Since $x + y = 163$, we know $x+y$ is odd. Observe that $x+y$ and $x-y$ must have the same parity for any integers $x$ and $y$. (Why?) Hence, $x-y$ is odd too. But this means $(x+y)(x-y)$ is odd, which implies it cannot be divisible by the even number $326$. This is a contradiction.

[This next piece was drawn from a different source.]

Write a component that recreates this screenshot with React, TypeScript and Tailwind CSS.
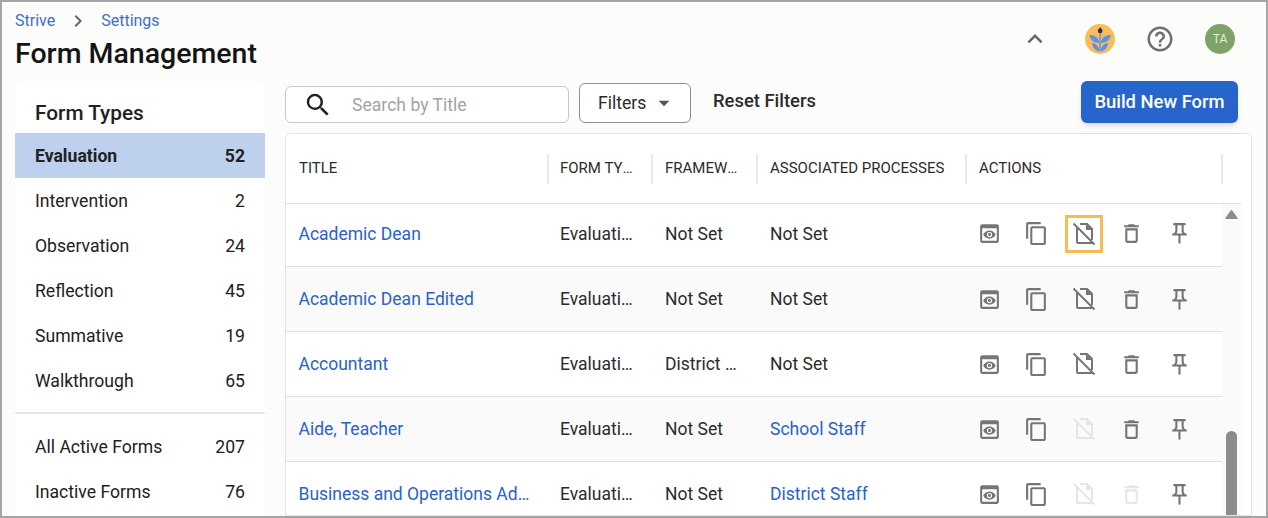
import React from "react";
import { MdPreview, MdOutlineContentCopy, MdOutlineDelete, MdOutlinePushPin, MdHelpOutline, MdKeyboardArrowUp, MdChevronRight, MdSearch, MdArrowDropDown } from "react-icons/md";

const font = { fontFamily: "Roboto, sans-serif" };

const types: [string, number][] = [
  ["Intervention", 2],
  ["Observation", 24],
  ["Reflection", 45],
  ["Summative", 19],
  ["Walkthrough", 65],
];

type RowData = { title: string; fw: string; proc: string; link: boolean; docOff: boolean; trashOff: boolean; focus?: boolean };
const rows: RowData[] = [
  { title: "Academic Dean", fw: "Not Set", proc: "Not Set", link: false, docOff: false, trashOff: false, focus: true },
  { title: "Academic Dean Edited", fw: "Not Set", proc: "Not Set", link: false, docOff: false, trashOff: false },
  { title: "Accountant", fw: "District Default", proc: "Not Set", link: false, docOff: false, trashOff: false },
  { title: "Aide, Teacher", fw: "Not Set", proc: "School Staff", link: true, docOff: true, trashOff: false },
  { title: "Business and Operations Administrator", fw: "Not Set", proc: "District Staff", link: true, docOff: true, trashOff: true },
];

function DocOff({ disabled }: { disabled: boolean }) {
  const c = disabled ? "#e6e6e6" : "#757575";
  return (
    <svg width="24" height="24" viewBox="0 0 24 24" fill="none" stroke={c} strokeWidth="2">
      <path d="M5 6v14a1 1 0 0 0 1 1h14" />
      <path d="M8 2h7l5 5v11" />
      <path d="M14 2v6h6" fill={c} stroke="none" />
      <path d="M1.5 1.5l21 21" />
    </svg>
  );
}

function Logo() {
  return (
    <svg width="30" height="30" viewBox="0 0 30 30">
      <circle cx="15" cy="15" r="15" fill="#f6bd59" />
      <path d="M15.2 3.2c1.4 1.4 2.3 2.5 2.3 3.7a2.3 2.3 0 0 1-4.6 0c0-1.2.9-2.3 2.3-3.7z" fill="#2f2f5c" />
      <path d="M14.4 9h1.4v18h-1.4z" fill="#5a92e8" />
      <path d="M14.5 19C9 19 5 15.5 4.5 11c5.5 0 9.5 3 10 8zM15.7 19c5.5 0 9.5-3.5 10-8-5.5 0-9.5 3-10 8z" fill="#5a92e8" />
      <path d="M14.5 27.5C10.5 27 7.5 23.5 7 19c4 0 7 3.5 7.5 8.5zM15.7 27.5c4-.5 7-4 7.500-8.500-4 0-7 3.500-7.500 8.500z" fill="#5a92e8" />
    </svg>
  );
}

function SideRow({ label, n, active, top }: { label: string; n: number; active?: boolean; top?: boolean }) {
  return (
    <div className={`flex h-[45px] items-center justify-between px-5 text-[17.6px] text-[#212121] ${top ? "pt-[2px]" : ""} ${active ? "bg-[#bdd0ee] font-bold" : ""}`}>
      <span>{label}</span>
      <span>{n}</span>
    </div>
  );
}

function Th({ w, children }: { w: string; children?: React.ReactNode }) {
  return (
    <div className={`${w} flex h-[30px] shrink-0 items-center border-r-2 border-[#e8e8e8] pr-[12px]`}>
      <span className="truncate">{children}</span>
    </div>
  );
}

function Row({ r, i }: { r: RowData; i: number }) {
  const bg = i % 2 === 1 ? "bg-[#fafafa]" : "bg-white";
  const h = i === 0 ? "h-[63px] pb-[3px]" : "h-[65px]";
  return (
    <div className={`flex ${h} shrink-0 items-center border-b border-[#e0e0e0] text-[17.5px] text-[#2b2b2b] ${bg}`}>
      <div className={`w-[262px] truncate pl-[12.500px] pr-[14px] text-[#2a62c9] ${i === 0 ? "pt-[2px]" : ""}`}>{r.title}</div>
      <div className={`w-[104px] truncate pl-[12px] pr-[16px] ${i === 0 ? "pt-[2px]" : ""}`}>Evaluation</div>
      <div className={`w-[105px] truncate pl-[13px] pr-[18px] ${i === 0 ? "pt-[2px]" : ""}`}>{r.fw}</div>
      <div className={`w-[208px] truncate pl-[13px] pr-3 ${r.link ? "text-[#2a62c9]" : ""} ${i === 0 ? "pt-[2px]" : ""}`}>{r.proc}</div>
      <div className="flex w-[239px] items-center text-[#757575]">
        <div className="flex w-[47.500px] justify-center pl-[1px]"><MdPreview size={25} /></div>
        <div className="flex w-[47.500px] justify-center"><MdOutlineContentCopy size={25} /></div>
        <div className="flex w-[47.500px] justify-center">
          <div className={`flex h-[38px] w-[38px] items-center justify-center border-[3px] ${r.focus ? "border-[#f3bd52]" : "border-transparent"}`}>
            <DocOff disabled={r.docOff} />
          </div>
        </div>
        <div className="flex w-[47.500px] justify-center"><MdOutlineDelete size={25} className={r.trashOff ? "text-[#e6e6e6]" : ""} /></div>
        <div className="flex w-[47.500px] justify-center pl-[1px]"><MdOutlinePushPin size={25} /></div>
      </div>
    </div>
  );
}

export default function App() {
  return (
    <div style={font} className="box-border flex h-[518px] w-[1268px] flex-col overflow-hidden border-2 border-[#a5a5a5] bg-[#fcfcfa]">
      <header className="flex h-[79px] shrink-0 justify-between pl-[13px] pr-[31px]">
        <div>
          <div className="flex h-[36px] items-center pt-[1px] text-[16px] text-[#3f6fc8]">
            <span>Strive</span>
            <MdChevronRight size={24} className="mx-[11px] text-[#666]" />
            <span>Settings</span>
          </div>
          <h1 className="pt-[1px] text-[28.500px] font-medium leading-[30px] text-[#141414]">Form Management</h1>
        </div>
        <div className="flex items-start gap-[30px] pt-[22px]">
          <MdKeyboardArrowUp size={30} className="mr-[5px] text-[#666]" />
          <Logo />
          <MdHelpOutline size={30} className="text-[#6e6e6e]" />
          <div className="flex h-[30px] w-[30px] items-center justify-center rounded-full bg-[#7ea268] text-[12px] text-[#e4ecd9]">TA</div>
        </div>
      </header>

      <div className="flex min-h-0 flex-1 gap-5 pl-[13px]">
        <aside className="w-[250px] shrink-0 rounded-t-xl bg-white">
          <div className="flex h-[52px] items-end pb-[8px] pl-5 text-[20.800px] font-medium leading-6 text-[#212121]">Form Types</div>
          <SideRow label="Evaluation" n={52} active top />
          {types.map(([l, n]) => <SideRow key={l} label={l} n={n} top />)}
          <div className="mt-[9px] mb-[11px] border-t-2 border-[#e6e6e6]" />
          <SideRow label="All Active Forms" n={207} />
          <SideRow label="Inactive Forms" n={76} />
        </aside>

        <main className="flex w-[967px] shrink-0 flex-col">
          <div className="flex h-[42px] shrink-0 items-end">
            <div className="flex h-[37px] w-[284px] items-center rounded-md border border-[#c8c8c8] bg-white pl-[17px]">
              <MdSearch size={30} className="text-[#222]" />
              <span className="ml-[19px] pt-[2px] text-[17.6px] text-[#a3a3a3]">Search by Title</span>
            </div>
            <div className="ml-[10px] flex h-[40px] w-[112px] items-center rounded-md border border-[#8f8f8f] bg-white pl-[18px] text-[17.6px] text-[#2b2b2b]">
              <span className="pt-[1px]">Filters</span>
              <MdArrowDropDown size={26} className="ml-[5px] text-[#555]" />
            </div>
            <div className="ml-[22px] h-[42px] text-[18.4px] font-medium leading-[40px] text-[#2b2b2b]">Reset Filters</div>
            <div className="ml-auto mr-[14px] flex h-[42px] w-[157px] items-center justify-center rounded-md bg-[#2764cc] text-[18.4px] font-medium text-white shadow-md">Build New Form</div>
          </div>

          <div className="mt-[10px] flex min-h-0 flex-1 flex-col overflow-hidden rounded-t-md border border-[#e4e4e4] bg-white pr-[10px]">
            <div className="flex h-[70px] shrink-0 items-center border-b border-[#e0e0e0] text-[15px] uppercase text-[#2b2b2b]">
              <Th w="w-[263px] pl-[13px]">Title</Th>
              <Th w="w-[104px] pl-[11px]">Form Type</Th>
              <Th w="w-[105px] pl-[12px]">Framework</Th>
              <Th w="w-[209px] pl-[12px]">Associated Processes</Th>
              <Th w="w-[256px] pl-[12px]">Actions</Th>
            </div>
            <div className="flex min-h-0 flex-1">
              <div className="flex w-[936px] flex-col">
                {rows.map((r, i) => <Row key={r.title} r={r} i={i} />)}
              </div>
              <div className="relative w-[19px] shrink-0 bg-[#fafafa]">
                <svg width="13" height="9" viewBox="0 0 13 9" className="absolute left-[3px] top-[6px]">
                  <path d="M5.700 0.500a1 1 0 0 1 1.600 0l5.200 7.200a.8.8 0 0 1-.7 1.300H1.200a.8.8 0 0 1-.7-1.300z" fill="#8c8c8c" />
                </svg>
                <div className="absolute left-[4px] top-[227px] h-[120px] w-[11px] rounded-full bg-[#8c8c8c]" />
              </div>
            </div>
          </div>
        </main>
      </div>
    </div>
  );
}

So, the smallest possible number of holes is $326$.
A: It looks like you're on the right track.
Consider $y^2-x^2=pk$, where $x,y$ are pigeon numbers, $p$ is the number of holes, and $k$ is an integer. Now factorise the LHS. Given the domain of $x,y$, what conditions does that place on $p$?
Here's a live Python script you can use to test various $p$. But maybe don't look at it until you've figured out the solution. ;)
A: More generally, consider $m\ge 5$ pigeons and $n$ boxes. Clearly, we must have $n\ge m$.
Let’s classify some $n$ that work and later pick the smallest such $n$.
If $n$ is a prime, then either $n\le 2m-1$ and we see that $\frac{n+1}2$ and $\frac{n-1}2$ are in the same box; or $n>m+(m+1)$ and hence none of $x\pm y$ can be $\ge n$ nor a multiple of $n$.

$n$ prime works iff $n>2m+1$. Note that by Bertrand, a prime $n$ with $2m+1<n<4m+2$ exists.

If $n=2p$ with $p$ prime, either $p<m$ so that $p\pm1$ are in the Sam box; or $p\ge m$ and $2p\mid (x+y)(x-y)$ implies that $x,y$ have same parity and one factor is a multiple of $p$, hence $x+y\ge 2p$, which is impossible.

$n=2p$ works iff $p\ge m$. Note that by Bertrand, such $n$ with $2m\le n=2p\le4m-2$ exists.

If $n=ab$ where $1<a\le b$ and $a,b$ are of same
parity, and $a+b\le 2m$, note that $\frac{a\pm b}2$  are in the same box.
Such $n$ works at most when $a+b>2m$. But then $n\ge 2\cdot(2m-1)=4m-2$, which is beaten by the $2p$ case above.
If $n=2ab$ where $3\le a\le b$ and $a,b$ are odd, then $a\pm b$ are in the same box. Hence such $n$ works at most if $a+b>m$. But then $n\ge 2\cdot3\cdot(m-2)=6m-12\ge 4m-2$, which is beaten by the $2p$ case.
We conclude that the smallest $n$ is either the smallest prime $>2m+1$ or twice the smallest prime $\ge m$, whichever is smaller.